SPECIAL TO WORLD TRIBUNE.COM

Monday, September 6, 2004


http://www.worldtribune.com/worldtribune/breaking_8.html 



MOSCOW – Russian investigators said Arab operatives linked to Al Qaida played a major role in the takeover of a Russian school in which 400 people were killed.

Russian officials said authorities have determined that 10 of the 32 suicide attackers who took over a high school in Beslan in North Ossetia last week were nationals from several Arab countries. Most of the attackers were Chechens and Ingush who had been trained at Al Qaida camps in Afghanistan.

The 10 Arab nationals came from Jordan, Saudi Arabia and Syria, officials said. They said security forces seized notebooks in Arabic in the school taken over by insurgents. Officials said survivors told authorities that some of the captors spoke Arabic during the three-day hostage ordeal.

All of the captors were said to have been killed, but three accomplices were arrested, Middle East Newsline reported.

The Arab nationals were said to have been recruited in the Middle East and hosted by Shamil Basayev, head of the Chechen insurgency and aligned with Al Qaida.


"We're hoping to release additional information over the next few days," an official said. "But precise details will require cooperation from our allies."


The officials said the attackers were trained in Al Qaida camps in Afghanistan and financed by Abu Omar Al Seif, regarded as a leading Al Qaida operative and the organization's representative in Chechnya.

Al Seif, identified as the chief Islamic ideologue in the Chechen insurgency, was brought to Chechnya in 1995 by Saudi national Samir Saleh Abdullah Al Suwailem, known as Abu Khattab. Abu Khattab was said to have been killed in 2002.

Officials said Basayev received Saudi financial aid for at least a decade, most of it through Al Seif. They said Basayev and Al Seif employed hundreds of Saudi volunteers for suicide and other mass casualty attacks in Chechnya and other parts of Russia as well as raised funds required for the attack on the school in Beslan.

In December 2003, Federal Security Service spokesman Sergei Ignatchenko said virtually all of the suicide attacks in Russia over the last few years were organized by Al Seif and Abu Al Walid. Ignatchenko identified Al Walid as responsible for the Arab fighters in Chechnya.
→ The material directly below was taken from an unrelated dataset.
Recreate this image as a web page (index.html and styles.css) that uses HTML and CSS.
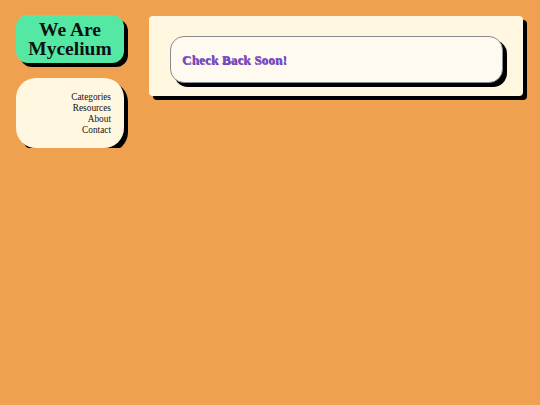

"Major financial resources reach Al Walid and Abu Omar from extremist centers in a series of Arab countries," Ignatchenko was quoted as saying by the Itar-Tass news agency.

Several Middle East countries planned to increase security cooperation with Russia, officials said. On Monday, Russian Foreign Minister Sergei Lavrov was scheduled to meet Israeli leaders in an effort to pave the way for expanded security cooperation. Saudi Arabia and Turkey have also agreed to increased security cooperation with Moscow. Victims of the insurgency attack included at least one Turkish national.

"The recent terrorist act in Russia has showed the importance of international cooperation in fight against terrorism," Turkish Interior Minister Abdulkadir Aksu said.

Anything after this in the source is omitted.